Русалка (Генри) - страница 92

Он долго собирался с ответом на её благодарность, казалось, слова уже были готовы сорваться с языка, но вдруг передумал.

Наконец он сказал:

– Я всегда рад оказать вам любую помощь, миссис Дуглас.

Она для него «миссис Дуглас», когда он боится увидеть в ней Амелию. Потом отвесил лёгкий поклон и вышел.

Амелия глубоко вздохнула и уселась в изящное кресло в гостиной. На какое-то мгновение она ощутила влечение к Леви, но это же невозможно, не так ли? Ведь не могла же она изменить Джеку. Она осталась его женой даже после того, как его поглотило море.

Но он пропал уже очень, очень давно. Так давно, что, пытаясь вспомнить лицо, прикосновение руки, она путает его с Леви, а голоса Джека не может припомнить совсем.

Тут она ощутила всю горечь последствий своего решения. Покинув дом Джека, она оставила там воспоминания о муже, и неважно, что делать дальше, его образ окончательно сотрётся из памяти, останется одно лишь имя, даже если она никогда не полюбит другого.

Полюбить другого? Неужели ей этого хочется? А что будет, если она полюбит Леви?

– Он умрёт, – произнесла она.

Да, умрёт. Он умрёт, а она останется одна на долгие, долгие годы, пока наконец и от него не сохранится в памяти лишь одно имя.

Впрочем, глядишь, до этого и не дойдёт. Она ведь собирается покинуть Нью-Йорк, когда истечёт срок контракта с Барнумом. Тот, конечно, надеется, что она передумает, что он её переубедит, но она уедет. В этом ужасном аквариуме она не пробудет ни единого лишнего часа.

Она уедет, а Леви останется, вряд ли он последует за ней в путешествие по миру, впрочем, даже мысль о путешествии вокруг света уже не казалась столь заманчивой. Куда бы она ни попала, в любом знаменитом городе – в Лондоне, Риме или Париже – окажутся точно такие же люди, как в Нью-Йорке.

А люди ей окончательно опротивели, их запахи и голоса, духота и шум толпы, но больше всего то, что им всем было что-то от неё нужно. Удастся ли остаться незаметной в другом городе, или её опознает какой-нибудь ушлый газетчик?

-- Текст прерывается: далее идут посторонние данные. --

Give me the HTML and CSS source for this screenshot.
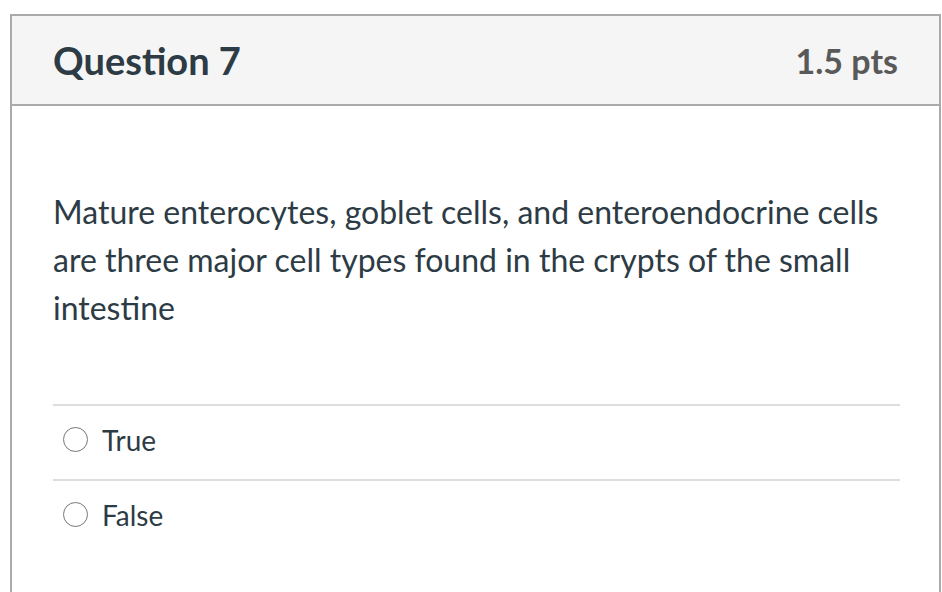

Она вдруг поняла, что её даже не придётся опознавать. Куда бы ни направлялась, за ней по пятам всегда следовала толпа. Когда она покинет отель, за ней увяжутся до самого порта, и стоит только заикнуться любому пассажиру судна, на новом месте её тут же узнают. Неужели ей суждено быть фиджийской русалкой Барнума, куда бы она ни уехала?

Она уже и сама не понимала, чего хочет. Амелия вскочила и в беспокойстве заметалась по комнате, чего раньше за ней не замечалось. Ей так захотелось нырнуть в океан или хотя бы выйти из номера и пройтись по улицам. Но в любом случае к ней тут же пристанут, будь то репортёры, что так и вертелись под ногами при каждом появлении, или прохожие, которые узнавали её после выступлений в Концертном зале. Барнуму не было необходимости держать её взаперти, она и без того была узницей.